= Max Hirsch (labor economist) =

German economist and politician

Portrait of Max Hirsch

Max Hirsch (30 December 1832 Halberstadt – 26 June 1905 Bad Homburg vor der Höhe) was a German political economist and politician.

==Biography==
He studied political economy and jurisprudence at the universities of Tübingen, Heidelberg, and Berlin, and then traveled through France and North Africa. As the result of his observations during these travels, he published: Skizze der volkswirtschaftlichen Zustände in Algerien (Sketch of socioeconomic conditions in Algeria, 1857), and Reise in das Innere von Algerien, durch die Kabylie und Sahara (A trip through the interior of Algeria, and through the Kabylie and Sahara, 1862). After a later journey through England and Scotland he returned home to organize trade unions among his countrymen. These soon spread all over Germany and, through them and their publication, Der Gewerkverein, he wielded great influence. He was several times a member of the Reichstag and was the leading spirit in a number of societies for the benefit of the laboring classes. His publications include: Was bezwecken die Gewerkvereine? (What are the aims of the labor unions?, 15th ed. 1891) and Das Invaliditäts- und Altersversicherungsgesetz (The law for invalids and the elderly, 3d ed. 1890).

==Selected works==
- Skizze der volkswirthschaftlichen Zustände von Algerien. Mit Rücksicht auf die deutsche Auswanderung. Georg H. Wigand, Göttingen 1857. Digitalisat
- Reise in das Innere von Algerien durch die Kabylie und Sahara. Grote, Hamm 1862. Digitalisat
- Die gegenseitigen Hülfskassen und die Gesetzgebung. Mit dem Gutachten über die Gesetzentwürfe des Reichskanzleramtes und den formulirten Gesetzentwürfen des Verfassers. Franz Dunker, Berlin 1875.
- Was bezwecken die Gewerkvereine? Ein Mahn- und Merkwort für alle deutschen Handwerker und Arbeiter. Selbstverlag des Verbandes der Deutschen Gewerkvereine, Berlin 1880. Digitalisat Staatsbibliothek Berlin (15. Auflage 1891)
- Die deutschen Gewerkvereine und ihr neuester Gegner. Zur Abwehr gegen die Angriffe des Herrn Prof. L. Brentano und zur Aufklärung über die Geschichte und Leistungen der Gewerkvereine. E. Staude, Berlin 1879.
- Die hauptsächlichen Streitfragen der Arbeiterbewegung. Steinitz & Fischer, Berlin 1886.
- Arbeiterschutz insbesondere Maximalarbeitstag vom Standpunkte der Deutschen Gewerkvereine.
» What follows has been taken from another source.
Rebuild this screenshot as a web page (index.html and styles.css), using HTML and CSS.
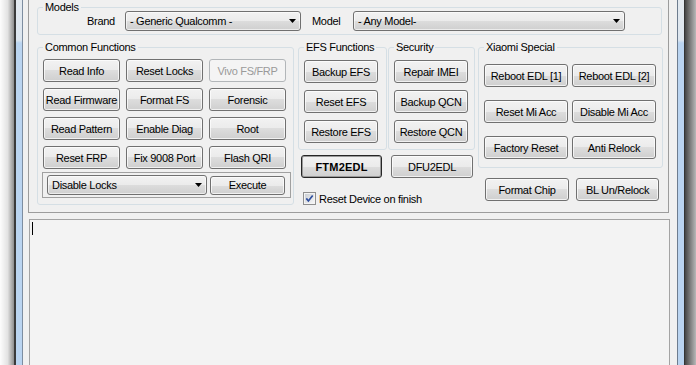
FILE: index.html
```html
<!DOCTYPE html>
<html lang="en">
<head>
    <meta charset="UTF-8">
    <meta name="viewport" content="width=device-width, initial-scale=1.0">
    <title>Qualcomm Tool</title>
    <link rel="stylesheet" href="styles.css">
</head>
<body>
<div class="window">
    <div class="shadow-left"></div>
    <div class="frame frame-left"></div>

    <div class="client">
        <div class="panel">
            <fieldset class="group models">
                <legend>Models</legend>
                <div class="models-row">
                    <span class="label brand-label">Brand</span>
                    <div class="combo brand-combo">
                        <span>- Generic Qualcomm -</span>
                        <svg width="7" height="4" viewBox="0 0 7 4"><path d="M0 0h7L3.5 4z" fill="#000"/></svg>
                    </div>
                    <span class="label model-label">Model</span>
                    <div class="combo model-combo">
                        <span>- Any Model-</span>
                        <svg width="7" height="4" viewBox="0 0 7 4"><path d="M0 0h7L3.5 4z" fill="#000"/></svg>
                    </div>
                </div>
            </fieldset>

            <div class="functions">
                <fieldset class="group common">
                    <legend>Common Functions</legend>
                    <div class="common-grid">
                        <button class="btn">Read Info</button>
                        <button class="btn">Reset Locks</button>
                        <button class="btn" disabled>Vivo FS/FRP</button>
                        <button class="btn">Read Firmware</button>
                        <button class="btn">Format FS</button>
                        <button class="btn">Forensic</button>
                        <button class="btn">Read Pattern</button>
                        <button class="btn">Enable Diag</button>
                        <button class="btn">Root</button>
                        <button class="btn">Reset FRP</button>
                        <button class="btn">Fix 9008 Port</button>
                        <button class="btn">Flash QRI</button>
                    </div>
                    <div class="lock-box">
                        <div class="combo lock-combo">
                            <span>Disable Locks</span>
                            <svg width="7" height="4" viewBox="0 0 7 4"><path d="M0 0h7L3.5 4z" fill="#000"/></svg>
                        </div>
                        <button class="btn execute">Execute</button>
                    </div>
                </fieldset>

                <div class="middle">
                    <div class="middle-groups">
                        <fieldset class="group efs">
                            <legend>EFS Functions</legend>
                            <div class="stack">
                                <button class="btn">Backup EFS</button>
                                <button class="btn">Reset EFS</button>
                                <button class="btn">Restore EFS</button>
                            </div>
                        </fieldset>
                        <fieldset class="group security">
                            <legend>Security</legend>
                            <div class="stack">
                                <button class="btn">Repair IMEI</button>
                                <button class="btn">Backup QCN</button>
                                <button class="btn">Restore QCN</button>
                            </div>
                        </fieldset>
                    </div>
                    <div class="edl-row">
                        <button class="btn btn-default ftm">FTM2EDL</button>
                        <button class="btn dfu">DFU2EDL</button>
                    </div>
                    <label class="check-row">
                        <svg width="13" height="13" viewBox="0 0 13 13">
                            <defs>
                                <linearGradient id="cbg" x1="0" y1="0" x2="1" y2="1">
                                    <stop offset="0" stop-color="#cbcfd5"/>
                                    <stop offset="1" stop-color="#f6f6f6"/>
                                </linearGradient>
                            </defs>
                            <rect x="0.5" y="0.5" width="12" height="12" fill="#f4f4f4" stroke="#8f8f8f"/>
                            <rect x="2" y="2" width="9" height="9" fill="url(#cbg)"/>
                            <path d="M3.3 6.4L5.4 9L9.7 3.4" fill="none" stroke="#2f4f9f" stroke-width="1.7"/>
                        </svg>
                        <span>Reset Device on finish</span>
                    </label>
                </div>

                <div class="right-col">
                    <fieldset class="group xiaomi">
                        <legend>Xiaomi Special</legend>
                        <div class="xiaomi-grid">
                            <button class="btn">Reboot EDL [1]</button>
                            <button class="btn">Reboot EDL [2]</button>
                            <button class="btn">Reset Mi Acc</button>
                            <button class="btn">Disable Mi Acc</button>
                            <button class="btn">Factory Reset</button>
                            <button class="btn">Anti Relock</button>
                        </div>
                    </fieldset>
                    <div class="chip-row">
                        <button class="btn format-chip">Format Chip</button>
                        <button class="btn bl-relock">BL Un/Relock</button>
                    </div>
                </div>
            </div>
        </div>

        <!-- log output -->
        <div class="log"><span class="caret"></span></div>
    </div>

    <div class="frame frame-right"></div>
    <div class="shadow-right"></div>
</div>
</body>
</html>
```

FILE: styles.css
```css
* {
    margin: 0;
    padding: 0;
    box-sizing: border-box;
}

body {
    overflow: hidden;
    background: #fff;
    font-family: "Liberation Sans", Tahoma, Arial, sans-serif;
    font-size: 11px;
    letter-spacing: -0.3px;
    color: #000;
}

.window {
    display: flex;
    height: 365px;
}

/* window chrome */
.shadow-left {
    width: 14px;
    background: linear-gradient(to right, #fdfdfd, #e2e2e2 55%, #8e8e8e);
}

.shadow-right {
    width: 11px;
    background: linear-gradient(to right, #454545, #7a7a7a 45%, #b8b8b8);
}

.frame {
    width: 6px;
    background: linear-gradient(#e3e9ef 0, #dde6ef 40px, #bad4f0 43px, #bad4f0);
    box-sizing: content-box;
}

.frame-left {
    border-left: 2px solid #3a3a3a;
    border-right: 1px solid #7d8da0;
}

.frame-right {
    border-left: 1px solid #6d7c8e;
    border-right: 1px solid #343434;
}

.client {
    width: 654px;
    display: flex;
    flex-direction: column;
    background: #f0f0f0;
}

.panel {
    margin-left: 5px;
    width: 641px;
    padding-bottom: 7px;
    border: 1px solid #9c9c9c;
    border-top: none;
}

/* group boxes */
.group {
    border: 1px solid #d5dfe5;
    border-radius: 3px;
    padding: 0 5px 0 5px;
    min-width: 0;
}

.group legend {
    padding: 0 2px;
    line-height: 13px;
}

.models {
    margin: 1px 0 0 8px;
    width: 625px;
    padding-bottom: 3px;
}

.models-row {
    display: flex;
    align-items: center;
    margin-top: -3px;
    height: 20px;
}

.brand-label {
    margin-left: 44px;
    width: 38px;
}

.brand-combo {
    width: 176px;
}

.model-label {
    margin-left: 11px;
    width: 41px;
}

.model-combo {
    width: 272px;
}

.combo {
    height: 20px;
    display: flex;
    align-items: center;
    justify-content: space-between;
    padding: 0 4px 0 4px;
    border: 1px solid #707070;
    border-radius: 3px;
    background: linear-gradient(#f2f2f2 0%, #ebebeb 50%, #dddddd 50%, #cfcfcf 100%);
    box-shadow: inset 0 0 0 1px rgba(255, 255, 255, 0.6);
}

.functions {
    display: flex;
    align-items: flex-start;
    margin: 6px 0 0 8px;
}

.btn {
    height: 23px;
    padding: 0;
    border: 1px solid #707070;
    border-radius: 3px;
    background: linear-gradient(#f2f2f2 0%, #ebebeb 50%, #dddddd 50%, #cfcfcf 100%);
    box-shadow: inset 0 0 0 1px rgba(255, 255, 255, 0.7);
    font-family: inherit;
    font-size: 11px;
    letter-spacing: -0.3px;
    color: #000;
    white-space: nowrap;
}

.btn:disabled {
    color: #9a9a9a;
    border-color: #b2b6b9;
    background: #f4f4f4;
    box-shadow: none;
}

.btn-default {
    border-color: #262626;
    box-shadow: inset 0 0 0 1px #9a9a9a;
    font-weight: bold;
    letter-spacing: 0.2px;
}

.common {
    width: 257px;
    padding: 0 2px 6px 5px;
}

.common-grid {
    display: grid;
    grid-template-columns: 77px 77px 77px;
    grid-auto-rows: 23px;
    gap: 6px;
    margin-top: 5px;
}

.lock-box {
    display: flex;
    align-items: center;
    gap: 3px;
    margin: 3px 0 0 -1px;
    height: 26px;
    padding-left: 4px;
    border: 1px solid #a0a0a0;
}

.lock-combo {
    width: 160px;
}

.execute {
    width: 75px;
    height: 19px;
}

.middle {
    margin-left: 4px;
    display: flex;
    flex-direction: column;
}

.middle-groups {
    display: flex;
    gap: 1px;
}

.efs {
    width: 89px;
    padding: 0 8px 6px 5px;
}

.security {
    width: 87px;
    padding: 0 6px 6px 5px;
}

.stack {
    display: flex;
    flex-direction: column;
    gap: 7px;
    margin-top: 6px;
}

.stack .btn {
    width: 74px;
}

.edl-row {
    display: flex;
    margin-top: 5px;
}

.ftm {
    width: 81px;
    margin-left: 3px;
}

.dfu {
    width: 82px;
    margin-left: 9px;
}

.check-row {
    display: flex;
    align-items: center;
    gap: 3px;
    margin: 14px 0 0 5px;
    height: 13px;
}

.right-col {
    margin-left: 3px;
    display: flex;
    flex-direction: column;
}

.xiaomi {
    width: 185px;
    padding: 0 6px 8px 5px;
}

.xiaomi-grid {
    display: grid;
    grid-template-columns: 84px 84px;
    grid-auto-rows: 23px;
    column-gap: 4px;
    row-gap: 13px;
    margin-top: 10px;
}

.chip-row {
    display: flex;
    margin-top: 10px;
}

.format-chip {
    width: 84px;
    margin-left: 7px;
}

.bl-relock {
    width: 83px;
    margin-left: 7px;
}

.log {
    flex: 1;
    margin: 6px 0 0 6px;
    width: 641px;
    padding: 2px;
    border: 1px solid #a3a3a3;
    border-bottom: none;
    background: #f3f3f3;
}

.caret {
    display: block;
    width: 1px;
    height: 13px;
    background: #000;
}
```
Walther & Apolant, Berlin 1890. Digitalisat FES
- Die Arbeiterschutz-Gesetzgebung. Leopold Freund, Breslau 1891. Digitalisat MDZ Reader
- Die Arbeiter-Bewegung und Organisation in Deutschland. Volks-Zeitung Verlag, Berlin 1892.
- Leitfaden mit Muster-Statuten für freie Hülfskassen. J. Heine Verlag, Berlin 1892. Humboldt Universität Berlin Digitalisat
- Die Arbeiterfrage und die Deutschen Gewerkvereine. Festschrift zum 25-jährigen Jubiläum der Deutscher Gewerkvereine (Hirsch-Duncker). C. L. Hirschfeld, Leipzig 1893. Digitalisat MDZ Reader
- Die Entwicklung der Arbeiterberufsvereine in Grossbritannien und Deutschland. Hermann Bahr, Berlin 1896 Digitalisat Internet Archive
- Thätigkeit und Entwicklung der Deutschen Gewerkvereine (Hirsch-Duncker) und ihres Verbandes. Bericht insbesondere für die Jahre 1898 bis 1901 erstattet auf dem 14. Verbandstage zu Köln a.Rh. am 27. Mai 1901. Berlin 1901.
- Volkshochschulen. Ihre Ziele, Organisation, Entwicklung, Propaganda. G. Reimer, Berlin 1901.
- Der gesetzliche Arbeiterschutz im Deutschen Reiche. Zusammengefügt und kurz erläutert. Verband der Deutschen Gewerkvereine, Berlin 1903.